This marks a serious departure for Cairo’s urban history along class lines. All throughout Cairo’s history, the wealthy always lived within the city core or in accessible areas to all social classes. The urban elite was invested in the city as a cohesive unit and supported various urban projects including the city’s extensive tram network. When the wealthy wanted to build a new city in the nineteenth century they wanted it to link to the old city at Azbakiyya. And later when private companies developed neighborhoods for the wealthy at Heliopolis, Garden City and Maadi, there were no walls or gates built around them. The class division created in Urban Cairo with new gated colonies is a disturbing, unhealthy and unsustainable development in Egyptian cities and society. The below comment is posted in response to the video at the top of this post and it encapsulates a common sentiment among Egypt’s middle, upper middle and upper class.
Colonization and colonial cities were not only about racial difference! Cairo’s gated colonies are on par with colonial urbanism: a favored minority creating zones of exclusivity benefiting from special benefits from the state, direct access to resources, using cheap labor of the locals and are backed and protected by a militarized government. WE ARE WITNESSING NOTHING SHORT OF COLONIZATION. Unfortunately Egypt’s elite are growing further away from Egypt while living in it. They are growing more ignorant of their own people, their own rich urban heritage and its potential. Golf courses must stop because when the water dries up everyone will suffer. Gated communities have proven to be a disaster to Egyptian society and to Cairo as they create a further divided society and city and promote avoiding confronting our national and societal problems. The moneyed and educated elite need to reconsider this social and urban model.

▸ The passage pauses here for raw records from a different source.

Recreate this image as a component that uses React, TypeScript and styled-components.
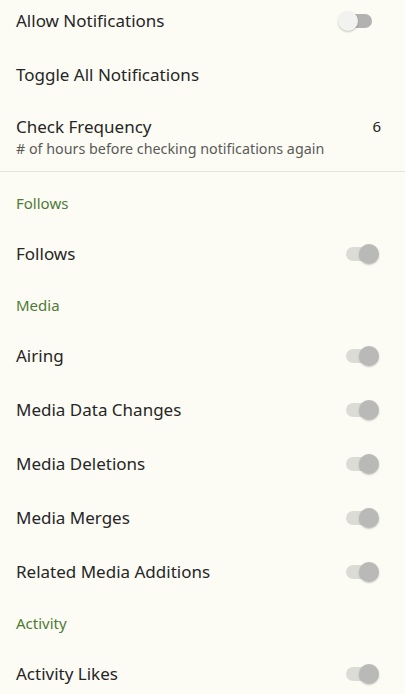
import React from "react";
import styled, { createGlobalStyle } from "styled-components";

const Global = createGlobalStyle`
  html, body {
    margin: 0;
    padding: 0;
    background: #fcfcf5;
    overflow: hidden;
  }
  body {
    font-family: "Noto Sans", "Open Sans", sans-serif;
    color: #222222;
  }
`;

const Page = styled.div`
  width: 405px;
  height: 694px;
  overflow: hidden;
  background: #fcfcf5;
`;

const List = styled.div`
  display: flex;
  flex-direction: column;
  margin-top: -6px;
`;

const Row = styled.div<{ $h?: number }>`
  display: flex;
  align-items: center;
  justify-content: space-between;
  height: ${(p) => p.$h ?? 54}px;
  padding: 0 24px 0 16px;
  box-sizing: border-box;
`;

const TextCol = styled.div`
  display: flex;
  flex-direction: column;
  gap: 2px;
`;

const Title = styled.div`
  font-size: 17px;
  line-height: 22px;
  color: #262626;
`;

const Subtitle = styled.div`
  font-size: 14.3px;
  line-height: 18px;
  color: #5a5a58;
`;

const Value = styled.div`
  font-size: 15px;
  color: #222222;
  align-self: flex-start;
  margin-top: 14px;
`;

const Divider = styled.div`
  height: 1px;
  background: #e4e4de;
  margin-bottom: 7px;
`;

const Header = styled.div`
  display: flex;
  align-items: center;
  height: 48px;
  padding: 0 16px;
  font-size: 15px;
  color: #4f7a36;
`;

const SwitchBox = styled.div`
  position: relative;
  width: 41px;
  height: 22px;
  margin-right: 2px;
  flex-shrink: 0;
`;

const Track = styled.div<{ $on: boolean }>`
  position: absolute;
  left: 8px;
  width: 26px;
  top: 4px;
  height: 14px;
  border-radius: 7px;
  background: ${(p) => (p.$on ? "#dcdcd6" : "#b2b2b0")};
`;

const Thumb = styled.div<{ $on: boolean }>`
  position: absolute;
  top: 1px;
  left: ${(p) => (p.$on ? 21 : 0)}px;
  width: 20px;
  height: 20px;
  border-radius: 50%;
  background: ${(p) => (p.$on ? "#b9b9b7" : "#f2f2f0")};
  box-shadow: 0 1px 2px rgba(0, 0, 0, 0.22);
`;

const Switch = ({ on }: { on: boolean }) => (
  <SwitchBox>
    <Track $on={on} />
    <Thumb $on={on} />
  </SwitchBox>
);

const ToggleRow = ({ label, on = true }: { label: string; on?: boolean }) => (
  <Row>
    <Title>{label}</Title>
    <Switch on={on} />
  </Row>
);

export default function App() {
  return (
    <Page>
      <Global />
      <List>
        <ToggleRow label="Allow Notifications" on={false} />
        <Row>
          <Title>Toggle All Notifications</Title>
        </Row>
        <Row $h={69}>
          <TextCol>
            <Title>Check Frequency</Title>
            <Subtitle># of hours before checking notifications again</Subtitle>
          </TextCol>
          <Value>6</Value>
        </Row>
        <Divider />
        <Header>Follows</Header>
        <ToggleRow label="Follows" />
        <Header>Media</Header>
        <ToggleRow label="Airing" />
        <ToggleRow label="Media Data Changes" />
        <ToggleRow label="Media Deletions" />
        <ToggleRow label="Media Merges" />
        <ToggleRow label="Related Media Additions" />
        <Header>Activity</Header>
        <ToggleRow label="Activity Likes" />
      </List>
    </Page>
  );
}
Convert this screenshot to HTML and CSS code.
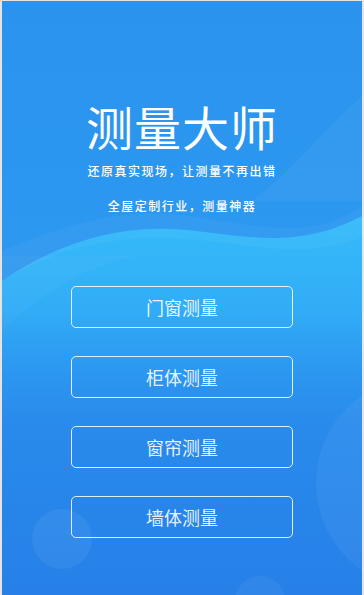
FILE: index.html
```html
<!DOCTYPE html>
<html lang="zh-CN">
<head>
  <meta charset="UTF-8">
  <meta name="viewport" content="width=device-width, initial-scale=1.0">
  <title>测量大师</title>
  <link rel="stylesheet" href="styles.css">
</head>
<body>

<div class="screen">
  <!-- background waves and bubbles -->
  <svg class="backdrop" width="360" height="594" viewBox="0 0 360 594" preserveAspectRatio="none">
    <defs>
      <linearGradient id="base" x1="0" y1="0" x2="0" y2="1">
        <stop offset="0" stop-color="#2B93EE"/>
        <stop offset="0.4" stop-color="#2C98F0"/>
        <stop offset="0.7" stop-color="#298BEC"/>
        <stop offset="1" stop-color="#2680E8"/>
      </linearGradient>
      <linearGradient id="wave" x1="0" y1="0" x2="0" y2="1">
        <stop offset="0" stop-color="#35BCFA"/>
        <stop offset="0.45" stop-color="#33B2F8" stop-opacity="0.8"/>
        <stop offset="1" stop-color="#2C98F0" stop-opacity="0"/>
      </linearGradient>
    </defs>
    <rect width="360" height="594" fill="url(#base)"/>
    <path d="M250 200 C290 170 320 130 360 95 L360 200 Z" fill="#ffffff" fill-opacity="0.04"/>
    <path d="M0 280 C50 245 110 225 170 228 C235 232 290 252 360 215 L360 430 L0 430 Z" fill="url(#wave)"/>
    <path d="M0 250 C60 225 120 205 190 215 C260 226 310 240 360 205 L360 235 C300 262 240 240 180 238 C110 232 50 250 0 280 Z" fill="#ffffff" fill-opacity="0.04"/>
    <path d="M0 330 C40 290 80 270 130 255 L0 255 Z" fill="#ffffff" fill-opacity="0.03"/>
    <circle cx="60" cy="538" r="30" fill="#ffffff" fill-opacity="0.06"/>
    <circle cx="420" cy="482" r="106" fill="#ffffff" fill-opacity="0.05"/>
    <circle cx="258" cy="600" r="25" fill="#ffffff" fill-opacity="0.05"/>
  </svg>

  <div class="content">
    <h1 class="title">测量大师</h1>
    <p class="slogan">还原真实现场，让测量不再出错</p>
    <p class="slogan slogan-sub">全屋定制行业，测量神器</p>

    <div class="menu">
      <a class="menu-btn" href="#">门窗测量</a>
      <a class="menu-btn" href="#">柜体测量</a>
      <a class="menu-btn" href="#">窗帘测量</a>
      <a class="menu-btn" href="#">墙体测量</a>
    </div>
  </div>
</div>

</body>
</html>
```

FILE: styles.css
```css
html, body {
  margin: 0;
  padding: 0;
  background: #ffffff;
}

body {
  font-family: "Noto Sans CJK SC", "Noto Sans", sans-serif;
  color: white;
}

.screen {
  position: relative;
  width: 360px;
  height: 594px;
  border: 2px solid #e4e4e4;
  border-top-width: 1px;
  border-bottom: none;
  overflow: hidden;
}

.backdrop {
  position: absolute;
  top: 0;
  left: 0;
}

.content {
  position: relative;
  display: flex;
  flex-direction: column;
  align-items: center;
  padding-top: 93px;
}

.title {
  margin: 0;
  font-size: 47px;
  font-weight: 400;
  line-height: 64px;
  letter-spacing: 1px;
}

.slogan {
  margin: 3px 0 0;
  font-size: 12px;
  line-height: 20px;
  letter-spacing: 1.5px;
  font-weight: 500;
}

.slogan-sub {
  margin-top: 15px;
}

.menu {
  display: flex;
  flex-direction: column;
  gap: 28px;
  margin-top: 70px;
}

.menu-btn {
  box-sizing: border-box;
  display: flex;
  align-items: center;
  justify-content: center;
  width: 222px;
  height: 42px;
  border: 1.5px solid rgba(255, 255, 255, 0.85);
  border-radius: 5px;
  color: rgba(255, 255, 255, 0.9);
  font-size: 18px;
  text-decoration: none;
}
```
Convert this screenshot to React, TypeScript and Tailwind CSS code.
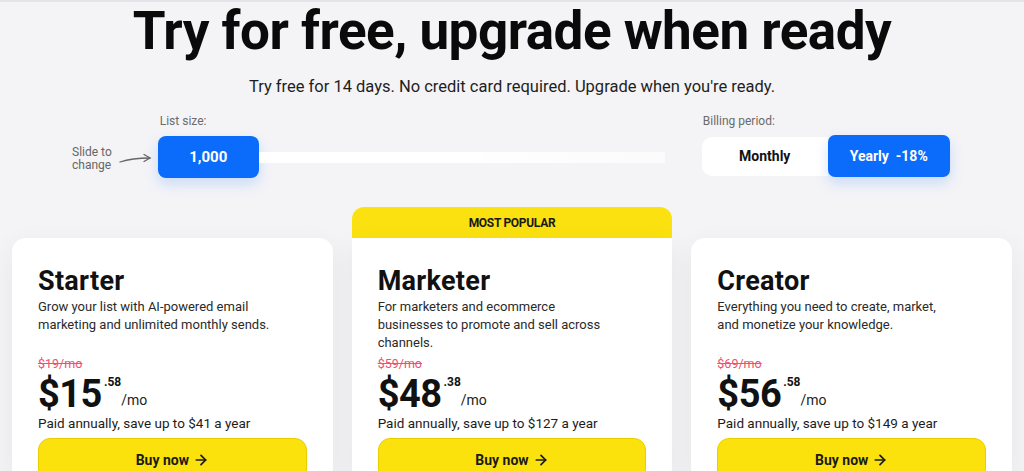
import { ArrowRight } from 'lucide-react';

type Plan = {
  name: string;
  blurb: string;
  was: string;
  dollars: string;
  cents: string;
  saving: string;
  popular?: boolean;
};

const plans: Plan[] = [
  {
    name: 'Starter',
    blurb: 'Grow your list with AI-powered email marketing and unlimited monthly sends.',
    was: '$19/mo',
    dollars: '$15',
    cents: '.58',
    saving: 'Paid annually, save up to $41 a year',
  },
  {
    name: 'Marketer',
    blurb: 'For marketers and ecommerce businesses to promote and sell across channels.',
    was: '$59/mo',
    dollars: '$48',
    cents: '.38',
    saving: 'Paid annually, save up to $127 a year',
    popular: true,
  },
  {
    name: 'Creator',
    blurb: 'Everything you need to create, market, and monetize your knowledge.',
    was: '$69/mo',
    dollars: '$56',
    cents: '.58',
    saving: 'Paid annually, save up to $149 a year',
  },
];

function PlanCard({ plan }: { plan: Plan }) {
  return (
    <div className="flex flex-col">
      {plan.popular ? (
        <div className="flex h-[31px] items-center justify-center rounded-t-[12px] bg-[#fbe10f] text-[12px] font-bold tracking-tight text-[#1a1a1a]">
          MOST POPULAR
        </div>
      ) : (
        <div className="h-[31px]" />
      )}
      <div
        className={`flex flex-1 flex-col bg-white px-[26px] pt-[27px] shadow-[0_8px_30px_rgba(20,20,40,0.06)] ${
          plan.popular ? 'rounded-b-[14px]' : 'rounded-[14px]'
        }`}
      >
        <h3 className="text-[27px] font-bold leading-[32px] tracking-[0.3px] text-[#111]">{plan.name}</h3>
        <p className="mt-[1px] h-[54px] max-w-[232px] text-[13px] leading-[18px] text-[#2a2a2a]">
          {plan.blurb}
        </p>
        <p className="mt-[4px] text-[12.5px] leading-[16px] text-[#f0506e] line-through">{plan.was}</p>
        <div className="mt-[3px] flex items-start">
          <span className="text-[38px] font-bold leading-[38px] tracking-[-0.5px] text-[#111]">{plan.dollars}</span>
          <span className="ml-[2px] mt-[1px] text-[12px] font-bold leading-none text-[#111]">{plan.cents}</span>
          <span className="mt-[18px] text-[14px] leading-none text-[#222]">/mo</span>
        </div>
        <p className="mt-[1px] text-[13.5px] leading-[18px] text-[#1c1c1c]">{plan.saving}</p>
        <button
          type="button"
          className="mt-[6px] flex h-[44px] w-full items-center justify-center gap-1 rounded-[12px] border border-[#e9cf00] bg-[#fbe20d] text-[14px] font-bold text-[#1a1a1a]"
        >
          Buy now
          <ArrowRight size={16} strokeWidth={2.6} />
        </button>
      </div>
    </div>
  );
}

export default function App() {
  return (
    <div className="min-h-[471px] overflow-hidden border-t-2 border-[#e4e4e8] bg-[#f4f4f7] font-['Roboto',sans-serif]">
      <h1 className="text-center text-[53px] font-bold leading-[58px] tracking-[-0.5px] text-[#0a0a0a]">
        Try for free, upgrade when ready
      </h1>
      <p className="mt-[17px] text-center text-[16.5px] leading-[20px] text-[#1e1e1e]">
        Try free for 14 days. No credit card required. Upgrade when you're ready.
      </p>

      <div className="mt-[17px] flex">
        {/* list size slider */}
        <div className="ml-[72px] flex items-end">
          <div className="mb-[6px] flex items-center gap-[7px]">
            <span className="text-[12px] leading-[13px] text-[#666]">
              Slide to
              <br />
              change
            </span>
            <svg width="33" height="12" viewBox="0 0 33 12" fill="none" stroke="#666" strokeWidth="1.3" strokeLinecap="round">
              <path d="M1 9 C 10 6, 20 5, 31 5" />
              <path d="M25 1.5 L31 5 L25 8.5" />
            </svg>
          </div>
          <div className="ml-[6px] flex flex-col">
            <span className="ml-[2px] text-[12px] leading-[14px] text-[#6b6b6b]">List size:</span>
            <div className="mt-[8px] flex items-center">
              <div className="flex h-[42px] w-[101px] items-center justify-center rounded-[8px] bg-[#0b6bfb] text-[15px] font-bold text-white shadow-[0_6px_14px_rgba(11,107,251,0.18)]">
                1,000
              </div>
              <div className="h-[11px] w-[406px] bg-gradient-to-r from-white via-white to-white/60" />
            </div>
          </div>
        </div>

        {/* billing period toggle */}
        <div className="ml-[37px] flex flex-col">
          <span className="ml-[1px] text-[12px] leading-[14px] text-[#6b6b6b]">Billing period:</span>
          <div className="mt-[7px] flex items-center">
            <div className="flex h-[39px] w-[126px] items-center justify-center rounded-l-[10px] bg-white text-[14px] font-bold text-[#111]">
              Monthly
            </div>
            <div className="flex h-[42px] w-[122px] items-center justify-center rounded-[7px] bg-[#0b6bfb] text-[14px] font-bold text-white shadow-[0_6px_14px_rgba(11,107,251,0.18)]">
              Yearly&nbsp;&nbsp;-18%
            </div>
          </div>
        </div>
      </div>

      <div className="mx-auto mt-[29px] grid w-[1000px] grid-cols-3 gap-[19px]">
        {plans.map((p) => (
          <PlanCard key={p.name} plan={p} />
        ))}
      </div>
    </div>
  );
}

The Guardian- Jack Shenker
When news of President Hosni Mubarak’s downfall first washed over the crowds in Tahrir Square, protesters began to jostle in front of the watching TV cameras and hold aloft handmade signs. Amid a thicket of slogans, one stood out: “A kilo of meat costs 100 pounds, yet a square metre in Madinaty costs half a pound,” it read in Arabic. For most of the foreign journalists, those words meant nothing. For most Egyptians, they meant everything.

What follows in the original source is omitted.